Para ilmuwan di Universitas Harvard, AS, baru saja menerbitkan sebuah studi yang mengejutkan, yang menunjukkan bahwa pembangunan ribuan bendungan di seluruh dunia sejak 1835 telah menyebabkan kutub-kutub Bumi menyimpang dari sumbu rotasi aslinya.

Penelitian yang diterbitkan pada tanggal 23 Mei di jurnal Geographic Research menemukan bahwa sejumlah besar air yang tersimpan dalam waduk telah mendistribusikan kembali massa secara global, mengubah posisi kerak bumi relatif terhadap mantel dan lapisan tengah planet.
Menurut para ilmuwan, kerak bumi adalah lapisan padat yang dapat meluncur di atas mantel yang fleksibel. Berat air di reservoir telah memengaruhi kerak bumi, menyebabkannya bergerak relatif terhadap mantel, sehingga menggeser posisi kutub-kutub bumi.
"Setiap pergerakan massa di dalam Bumi atau di permukaan Bumi mengubah orientasi sumbu rotasi relatif terhadap kerak, sebuah proses yang dikenal sebagai gerakan kutub sejati," tegas laporan tersebut.
Para ilmuwan telah lama mengetahui bahwa aktivitas manusia, terutama perpindahan sejumlah besar air, dapat menyebabkan pergeseran kutub.
Sebuah studi pada bulan Maret menemukan bahwa pencairan es besar-besaran akibat perubahan iklim dapat menyebabkan kutub bergeser 27 meter pada akhir abad ini. Studi lain pada tahun 2023 menyimpulkan bahwa ekstraksi air tanah antara tahun 1993 dan 2010 menyebabkan pergeseran 80 sentimeter.
Dalam studi terbaru, para ilmuwan menganalisis dampak 6.862 bendungan yang dibangun di seluruh planet antara tahun 1835 dan 2011.

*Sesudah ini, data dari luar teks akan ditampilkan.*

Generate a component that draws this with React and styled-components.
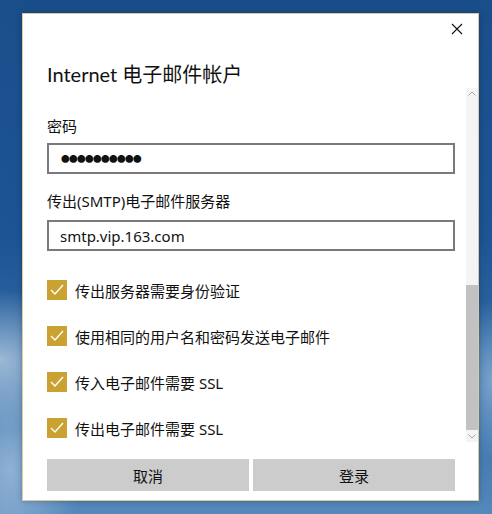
import React from 'react';
import styled, { createGlobalStyle } from 'styled-components';

const color = {
  gold: '#c9a232',
  field: '#7a7a7a',
  button: '#cccccc',
  thumb: '#c2c2c2',
  track: '#f4f4f4',
}

const GlobalStyle = createGlobalStyle`
  html, body {
    margin: 0;
    padding: 0;
  }
  body {
    font-family: "Noto Sans", "Noto Sans CJK SC", sans-serif;
  }
`

const Desktop = styled.div`
  width: 492px;
  height: 514px;
  box-sizing: border-box;
  padding: 13px 0 0 22px;
  overflow: hidden;
  background:
    radial-gradient(ellipse 90px 70px at 0px 360px, rgba(190, 210, 230, 0.75), rgba(190, 210, 230, 0) 100%),
    radial-gradient(ellipse 70px 120px at 10px 470px, rgba(160, 190, 220, 0.8), rgba(160, 190, 220, 0) 100%),
    radial-gradient(ellipse 40px 80px at 492px 380px, rgba(150, 185, 220, 0.7), rgba(150, 185, 220, 0) 100%),
    linear-gradient(to bottom, #1a4e8b 0%, #1c5494 45%, #3a72ab 80%, #5588bb 100%);
`

const Dialog = styled.div`
  width: 457px;
  height: 488px;
  box-sizing: border-box;
  background: white;
  border: 1px solid #d8cc9c;
  display: flex;
  flex-direction: column;
  box-shadow: 0 0 6px rgba(0, 0, 0, 0.25);
`

const Header = styled.div`
  height: 74px;
  position: relative;
  padding-left: 24px;
  box-sizing: border-box;
  display: flex;
  align-items: flex-end;
  padding-bottom: 2px;
`

const Title = styled.h1`
  margin: 0;
  font-family: Lato, "Noto Sans CJK SC", sans-serif;
  font-size: 20px;
  font-weight: normal;
  line-height: 24px;
  color: #111;
`

const Close = styled.button`
  position: absolute;
  top: 9px;
  right: 15px;
  width: 12px;
  height: 12px;
  padding: 0;
  border: none;
  background: none;
  display: flex;
`

const Body = styled.div`
  height: 354px;
  display: flex;
`

const Content = styled.div`
  flex: 1;
  padding: 28px 11px 0 24px;
  box-sizing: border-box;
  overflow: hidden;
`

const Label = styled.div`
  font-size: 15px;
  line-height: 20px;
  color: #111;
  margin-top: ${props => props.top || 0}px;
`

const Field = styled.div`
  height: 31px;
  box-sizing: border-box;
  border: 2px solid ${color.field};
  margin-top: ${props => props.top || 0}px;
  padding-left: ${props => props.dots ? 12 : 11}px;
  display: flex;
  align-items: center;
  font-size: ${props => props.dots ? '8.6px' : '15px'};
  letter-spacing: ${props => props.dots ? '-0.6px' : '0'};
  color: #111;
`

const Options = styled.div`
  margin-top: 29px;
  display: flex;
  flex-direction: column;
  gap: 26px;
`

const Option = styled.div`
  display: flex;
  align-items: center;
  gap: 8px;
  height: 20px;
  font-size: 15px;
  color: #111;
`

const Box = styled.div`
  width: 20px;
  height: 20px;
  background: ${color.gold};
  display: flex;
  align-items: center;
  justify-content: center;
  flex: none;
`

const Scrollbar = styled.div`
  width: 12px;
  background: ${color.track};
  display: flex;
  flex-direction: column;
  align-items: center;
`

const Arrow = styled.div`
  height: 12px;
  display: flex;
  align-items: center;
  justify-content: center;
`

const Thumb = styled.div`
  width: 100%;
  height: 148px;
  background: ${color.thumb};
  margin-top: ${props => props.top}px;
`

const Footer = styled.div`
  flex: 1;
  padding: 17px 23px 0 24px;
  display: flex;
  gap: 4px;
`

const Button = styled.button`
  flex: 1;
  height: 32px;
  border: none;
  background: ${color.button};
  font-family: inherit;
  font-size: 15px;
  color: #111;
  padding: 0;
`

const Check = () => (
  <svg width="14" height="12" viewBox="0 0 14 12">
    <polyline points="1,6 5,10 13,1" fill="none" stroke="white" strokeWidth="1.4" />
  </svg>
)

const Chevron = ({ up }) => (
  <svg width="8" height="5" viewBox="0 0 8 5">
    <polyline points={up ? '0.5,4.5 4,1 7.5,4.5' : '0.5,0.5 4,4 7.5,0.5'} fill="none" stroke="#a6a6a6" strokeWidth="1" />
  </svg>
)

const options = [
  '传出服务器需要身份验证',
  '使用相同的用户名和密码发送电子邮件',
  '传入电子邮件需要 SSL',
  '传出电子邮件需要 SSL',
]

export default function App() {
  return (
    <>
      <GlobalStyle />
      <Desktop>
        <Dialog>
          <Header>
            <Title>Internet 电子邮件帐户</Title>
            <Close aria-label="关闭">
              <svg width="12" height="12" viewBox="0 0 12 12">
                <path d="M1 1 L11 11 M11 1 L1 11" stroke="#111" strokeWidth="1.1" />
              </svg>
            </Close>
          </Header>
          <Body>
            <Content>
              <Label>密码</Label>
              <Field top={7} dots>●●●●●●●●●●</Field>
              <Label top={17}>传出(SMTP)电子邮件服务器</Label>
              <Field top={9}>smtp.vip.163.com</Field>
              <Options>
                {options.map(text => (
                  <Option key={text}>
                    <Box><Check /></Box>
                    <span>{text}</span>
                  </Option>
                ))}
              </Options>
            </Content>
            <Scrollbar>
              <Arrow><Chevron up /></Arrow>
              <Thumb top={185} />
              <Arrow><Chevron /></Arrow>
            </Scrollbar>
          </Body>
          <Footer>
            <Button>取消</Button>
            <Button>登录</Button>
          </Footer>
        </Dialog>
      </Desktop>
    </>
  )
}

Data menunjukkan bahwa total volume air yang ditampung bendungan-bendungan ini dapat mengisi Grand Canyon di AS dua kali lipat, mengakibatkan penurunan permukaan laut global sebesar 23 mm. Jumlah air ini menyebabkan kutub-kutub Bumi bergeser total 1,1 meter selama periode penelitian.
Ketika air terperangkap di balik bendungan, air tersebut tidak hanya diambil dari lautan, yang menyebabkan penurunan permukaan air laut global, tetapi juga didistribusikan ulang secara berbeda di seluruh dunia , para peneliti menjelaskan.
Hasil berdasarkan perhitungan dan model komputer menunjukkan dua fase pergeseran kutub yang berbeda selama periode penelitian:
Fase 1 (1835-1954): Mencerminkan pembangunan bendungan skala besar di Amerika Utara dan Eropa. Hal ini menyebabkan Kutub Utara bergeser 20 cm ke arah timur meridian ke-103 (garis imajiner yang membentang dari utara ke selatan melintasi Rusia, Mongolia, dan Tiongkok).
Fase 2 (1954-2011): Mencerminkan pembangunan bendungan yang meluas di Afrika Timur dan Asia. Bendungan-bendungan ini menambah massa di sisi-sisi dunia yang berlawanan dari Amerika Utara dan Eropa, mengakibatkan pergeseran sebesar 57 cm ke arah meridian barat ke-117 (yang membentang melalui Amerika Utara bagian barat dan Pasifik Selatan).

Pergeseran kutub bukanlah garis lurus, tetapi membentuk kurva yang tidak stabil, itulah sebabnya total perpindahan bersih di setiap arah tidak berjumlah 1,1 meter.
Meskipun lokasi kutub memiliki pengaruh yang relatif kecil terhadap proses Bumi, dampak bendungan terhadap permukaan laut sangatlah signifikan.
"Kita tidak akan memasuki zaman es baru hanya karena kutub-kutubnya telah bergeser sekitar satu meter total, tetapi hal itu tentu berdampak pada permukaan laut," kata Valencic, mahasiswa pascasarjana di Universitas Harvard dan penulis utama studi tersebut.
Studi ini menyarankan agar para ilmuwan mempertimbangkan bendungan dalam prediksi kenaikan muka air laut mereka, karena bendungan menghalangi banyak air mencapai lautan. Permukaan air laut global telah naik antara 12 dan 17 sentimeter pada abad ke-20.
Sekitar seperempat dari air itu tersumbat oleh bendungan, yang berarti bahwa tergantung di mana di dunia bendungan-bendungan ini berada, dampaknya terhadap permukaan air laut akan terjadi, catat Valencic.